Of course, the papers are stuffed with coverage of the Man Utd-Everton match yesterday. The main talking points are whether United should have been awarded a penalty in the second half - for Phil Jagielka's trip on Danny Welbeck - as well as Ferguson's post-match anger at referee Mike Riley. Here are some selected highlights.
The Mail's Matt Lawton leads with the penalty-that-wasn't, and says it strengthens the case for more technology in refereeing:
"There were six officials at Wembley and still they got the one key decision wrong.
Long before this mind-numbing war of attrition was reduced to a lottery, Manchester United had their claims for a perfectly good penalty ignored.
Just about every member of the largest crowd in FA Cup semi-final history saw Phil Jagielka send Danny Welbeck crashing to the ground in the 68th minute and so did an incensed Sir Alex Ferguson.
But on a weekend when a sixth official was named, somewhat controversially, by the FA, Mike Riley and his colleagues provided yet more ammunition for those who consider it more prudent to employ modern technology before extra bodies."
But, the Welbeck incident notwithstanding, most commentators feel that Everton deserved their victory.
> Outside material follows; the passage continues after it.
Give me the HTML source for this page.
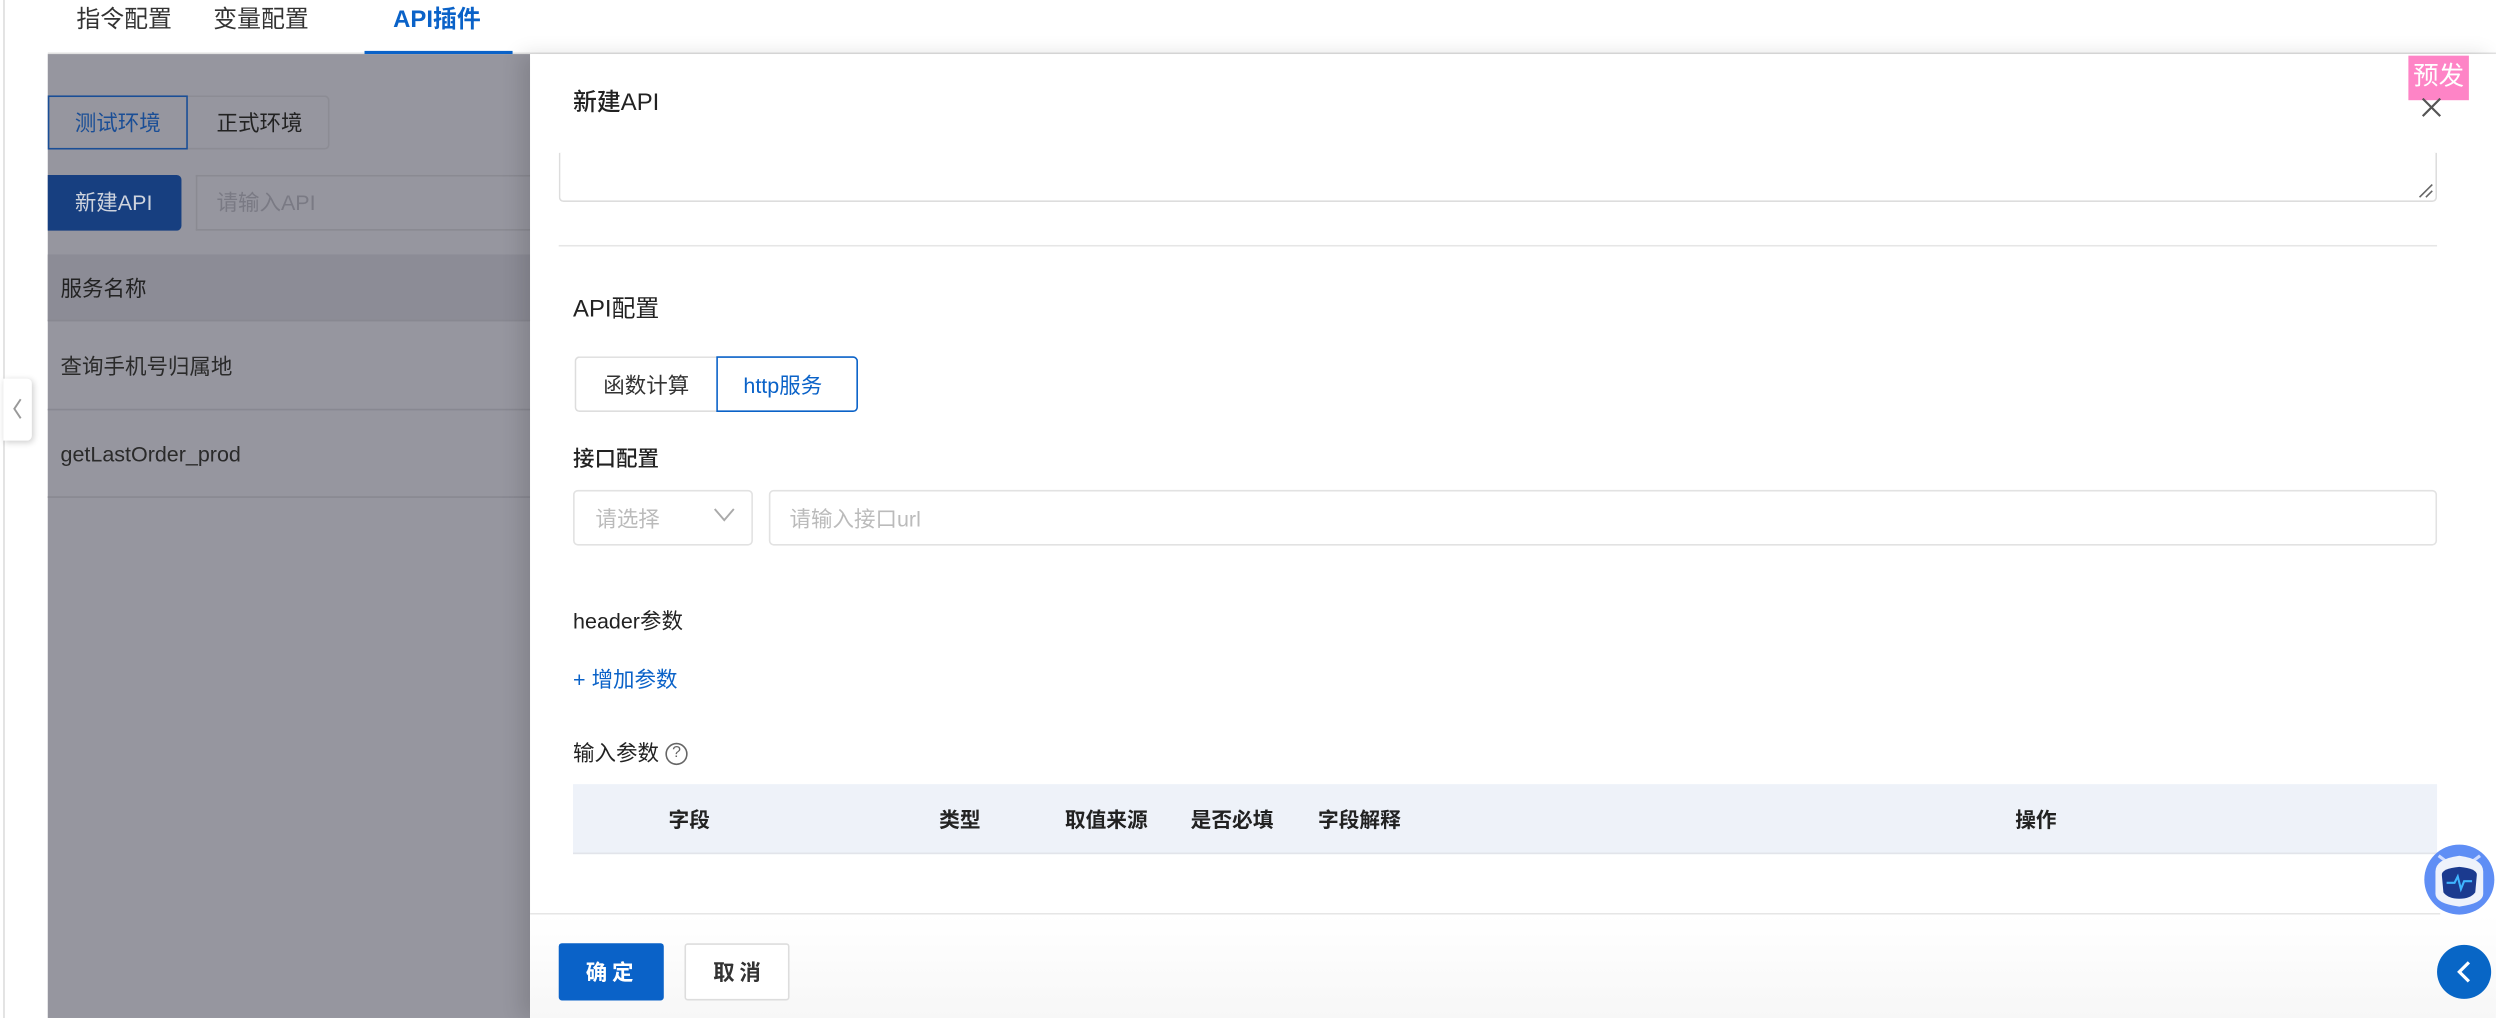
<!DOCTYPE html>
<html><head><meta charset="utf-8"><style>
*{box-sizing:border-box;margin:0;padding:0}
html,body{width:2496px;height:1018px;overflow:hidden;background:#fff}
#w{position:absolute;left:0;top:0;width:1568px;height:640px;transform:scale(1.5918,1.5906);transform-origin:0 0;font-family:"Liberation Sans","Noto Sans CJK SC",sans-serif;color:#333;font-size:14px}
.a{position:absolute}
.t{position:absolute;white-space:nowrap;line-height:1;margin-top:1px}
</style></head><body><div id="w">
<div class="a" style="left:2px;top:0;width:1px;height:640px;background:#ddd"></div>
<div class="t" style="left:48px;top:4px;font-size:15px">指令配置</div>
<div class="t" style="left:134px;top:4px;font-size:15px">变量配置</div>
<div class="t" style="left:247px;top:4px;font-size:15px;color:#0a62c8;font-weight:bold">API插件</div>
<div class="a" style="left:30px;top:33px;width:1538px;height:1px;background:#e2e2e2"></div>
<div class="a" style="left:229px;top:32px;width:93px;height:2px;background:#0a62c8"></div>
<div class="a" style="left:30px;top:34px;width:303px;height:606px;background:#96969f"></div>
<div class="a" style="left:30px;top:60px;width:88px;height:34px;border:1px solid #1a4e96"></div>
<div class="t" style="left:47px;top:70px;font-size:13.5px;color:#1a4e96">测试环境</div>
<div class="a" style="left:118px;top:60px;width:89px;height:34px;border:1px solid #8c8c94;border-left:none;border-radius:0 3px 3px 0"></div>
<div class="t" style="left:136px;top:70px;font-size:13.5px;color:#222">正式环境</div>
<div class="a" style="left:30px;top:110px;width:84px;height:35px;background:#173f80;border-radius:0 3px 3px 0"></div>
<div class="t" style="left:47px;top:120px;font-size:13.5px;color:#cfd4de">新建API</div>
<div class="a" style="left:123px;top:110px;width:210px;height:35px;border:1px solid #8a8a92;border-right:none"></div>
<div class="t" style="left:136px;top:120px;font-size:13.5px;color:#7a7a84">请输入API</div>
<div class="a" style="left:30px;top:160px;width:303px;height:42px;background:#8c8c96;border-bottom:1px solid #888891"></div>
<div class="t" style="left:38px;top:174px;font-size:13.5px;color:#222">服务名称</div>
<div class="t" style="left:38px;top:223px;font-size:13.5px;color:#2a2a2a">查询手机号归属地</div>
<div class="a" style="left:30px;top:257px;width:303px;height:1px;background:#888891"></div>
<div class="t" style="left:38px;top:278px;font-size:13.5px;color:#2a2a2a">getLastOrder_prod</div>
<div class="a" style="left:30px;top:312px;width:303px;height:1px;background:#888891"></div>
<div class="a" style="left:2px;top:238px;width:18px;height:39px;background:#fff;border-radius:0 3px 3px 0;box-shadow:1px 1px 4px rgba(0,0,0,.2)"></div>
<svg class="a" style="left:6px;top:249px" width="10" height="16"><path d="M7 2 L3 8 L7 14" fill="none" stroke="#999" stroke-width="1.2"/></svg>
<div class="a" style="left:333px;top:34px;width:1235px;height:606px;background:#fff;box-shadow:-6px 0 12px rgba(0,0,0,.12)"></div>
<div class="t" style="left:360px;top:56px;font-size:15px;color:#222;font-weight:500">新建API</div>
<div class="a" style="left:351px;top:96px;width:1180px;height:31px;border:1px solid #ddd;border-top:none;border-radius:0 0 3px 3px"></div>
<svg class="a" style="left:1519px;top:115px" width="10" height="10"><path d="M1 9 L9 1 M5 9 L9 5" stroke="#666" stroke-width="1"/></svg>
<div class="a" style="left:351px;top:154px;width:1180px;height:1px;background:#e6e6e6"></div>
<div class="t" style="left:360px;top:186px;font-size:15px;color:#222">API配置</div>
<div class="a" style="left:361px;top:224px;width:90px;height:35px;border:1px solid #ddd;border-right:none;border-radius:3px 0 0 3px"></div>
<div class="t" style="left:379px;top:235px;font-size:13.5px;color:#333">函数计算</div>
<div class="a" style="left:450px;top:224px;width:89px;height:35px;border:1px solid #0a62c8;border-radius:0 3px 3px 0"></div>
<div class="t" style="left:467px;top:235px;font-size:13.5px;color:#0a62c8">http服务</div>
<div class="t" style="left:360px;top:281px;font-size:13.5px;color:#222;font-weight:500">接口配置</div>
<div class="a" style="left:360px;top:308px;width:113px;height:35px;border:1px solid #e2e2e2;border-radius:3px"></div>
<div class="t" style="left:374px;top:319px;font-size:13.5px;color:#bbb">请选择</div>
<svg class="a" style="left:448px;top:319px" width="14" height="10"><path d="M1 1 L7 8 L13 1" fill="none" stroke="#aaa" stroke-width="1.2"/></svg>
<div class="a" style="left:483px;top:308px;width:1048px;height:35px;border:1px solid #e2e2e2;border-radius:3px"></div>
<div class="t" style="left:496px;top:319px;font-size:13.5px;color:#bbb">请输入接口url</div>
<div class="t" style="left:360px;top:383px;font-size:13.5px;color:#222">header参数</div>
<div class="t" style="left:360px;top:420px;font-size:13.5px;color:#0a62c8">+ 增加参数</div>
<div class="t" style="left:360px;top:466px;font-size:13.5px;color:#222">输入参数</div>
<div class="a" style="left:418px;top:467px;width:14px;height:14px;border:1px solid #666;border-radius:50%;font-size:10px;line-height:12px;text-align:center;color:#666">?</div>
<div class="a" style="left:360px;top:493px;width:1171px;height:44px;background:#eef2f9;border-bottom:1px solid #e2e4ea"></div>
<div class="t" style="left:420px;top:508px;font-size:13px;color:#222;font-weight:bold">字段</div>
<div class="t" style="left:590px;top:508px;font-size:13px;color:#222;font-weight:bold">类型</div>
<div class="t" style="left:669px;top:508px;font-size:13px;color:#222;font-weight:bold">取值来源</div>
<div class="t" style="left:748px;top:508px;font-size:13px;color:#222;font-weight:bold">是否必填</div>
<div class="t" style="left:828px;top:508px;font-size:13px;color:#222;font-weight:bold">字段解释</div>
<div class="t" style="left:1266px;top:508px;font-size:13px;color:#222;font-weight:bold">操作</div>
<div class="a" style="left:333px;top:574px;width:1200px;height:1px;background:#e6e6e6"></div>
<div class="a" style="left:333px;top:575px;width:1235px;height:65px;background:linear-gradient(#fff,#f7f7f7)"></div>
<div class="a" style="left:351px;top:593px;width:66px;height:36px;background:#0a62c8;border-radius:2px"></div>
<div class="t" style="left:368px;top:604px;font-size:13.5px;color:#fff;font-weight:bold;letter-spacing:3px">确定</div>
<div class="a" style="left:430px;top:593px;width:66px;height:36px;border:1px solid #ddd;border-radius:2px;background:#fff"></div>
<div class="t" style="left:448px;top:604px;font-size:13.5px;color:#333;font-weight:bold;letter-spacing:3px">取消</div>
<div class="a" style="left:1513px;top:35px;width:38px;height:28px;background:#fe84c6"></div>
<div class="t" style="left:1516px;top:40px;font-size:16px;color:#fff">预发</div>
<svg class="a" style="left:1521px;top:61px" width="13" height="13"><path d="M1 1 L12 12 M12 1 L1 12" stroke="#555" stroke-width="1.4"/></svg>
<svg class="a" style="left:1522px;top:528px" width="46" height="50">
<circle cx="23" cy="25" r="22" fill="#5f8ef5"/>
<path d="M10 10 L14 13 M36 10 L32 13" stroke="#cfdcff" stroke-width="2"/>
<path d="M8 20 Q8 12 23 10 Q38 12 38 20 L38 34 Q38 40 23 42 Q8 40 8 34 Z" fill="#eef2fb"/>
<path d="M12 22 Q12 18 23 17 Q34 18 34 22 L33 33 Q30 37 23 37 Q16 37 13 33 Z" fill="#1b3a8f"/>
<path d="M15 27 L20 27 L22 23 L24 31 L26 26 L31 26" fill="none" stroke="#3fb5ff" stroke-width="1.3"/>
</svg>
<div class="a" style="left:1531px;top:594px;width:34px;height:34px;border-radius:50%;background:#0866c6"></div>
<svg class="a" style="left:1541px;top:603px" width="14" height="16"><path d="M10 2 L4 8 L10 14" fill="none" stroke="#fff" stroke-width="2"/></svg>
</div></body></html>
Here's Oliver Kay in the Times:
"There is a world of difference between wanting victory, as United’s players did, and yearning for it, like their opponents, and, as Phil Jagielka banged the decisive penalty past Ben Foster, sparking euphoric celebrations among the hordes of Everton fans, it was impossible to escape the feeling that justice had been done."
While his colleague, Patrick Barclay concentrates on the dodgy playing surface, which he feels ruined the spectacle:
"It was tricky enough to keep upright on this pitch — hence Riley’s reasonable suspicion that Danny Welbeck had fallen unaided by Phil Jagielka’s challenge when United were denied — let alone put together sustained passing movements. So instead we got long balls and close combat."
The Guardian's Daniel Taylor argues that Sir Alex Ferguson's team selection was to blame for the defeat:
"We will never know what would have happened had United not left Cristiano Ronaldo, Ryan Giggs, Wayne Rooney et al in Manchester, and, of course, there was a certain logic to Ferguson's argument that he had to think of the gruelling effects of the Champions League tie against FC Porto last Wednesday and preserve players such as Ronaldo for future assignments.
But an FA Cup semi-final at Wembley is surely not the time or place to experiment on such a grand scale. United were laboured, slow to the ball and not decisive enough when they had possession. Federico Macheda, the Italian with the provisional driver's licence and Midge Ure sideburns, showed some neat little flicks and an impressive eagerness to get on the ball. Daniel Welbeck, his strike partner, worked tirelessly, too. Overall, though, Ferguson was asking too much to expect a forward line incorporating an 18-year-old and a 17-year-old to make up for the absence of Ronaldo and Rooney, two of the most penetrative front players on the planet. Welbeck's runs were often into cul-de-sacs, while from Macheda there was little of the wow factor with which he had announced himself to English football."
In the Sun, Stephen Howard laments the quality of FA Cup ties at Wembley, and says that Dimitar Berbatov's penalty attempt summed up the occasion:
"His attempted penalty yesterday was a disgrace to a player who cost £30.75m. It would have been a disgrace to a player who had cost two bob.
As he ambled up to the spot, his body language was all wrong. He was either totally over-confident or shredded by nerves. Or didn’t care.
Whatever the cause, the result was a powderpuff attempt that trickled along the ground, straight into Tim Howard’s trailing left foot.
It summed up his season. Casual, seemingly uncommitted and too prepared to let others do his running for him.
In the absence of Cristiano Ronaldo and Wayne Rooney yesterday, Berba should have stepped up to the plate when he came on for extra-time.
Instead, he did the only thing at which he has flourished this season — he went missing."
And Ian Herbert, writing in the Independent, says that is was only when Phil Jagielka stepped up to take the last penalty that Everton fans started to believe their team would win:
"Even the penalty shootout did not seem to offer much hope. True to a season in which Moyes has been forced to stitch together what teams he can, the three players who have scored penalties in the campaign – Mikel Arteta, Yakubu and Jo – were either injured or, in Jo's case, Cup-tied. When the converted striker Cahill blasted over, their fate seemed sealed. But then the destiny which has been with Everton throughout this most arduous Cup adventure took over. Yet only when Phil Jagielka, a man who has typified their spirit and been their finest performer this season, stepped up to take the final penalty, was the outcome finally in no doubt."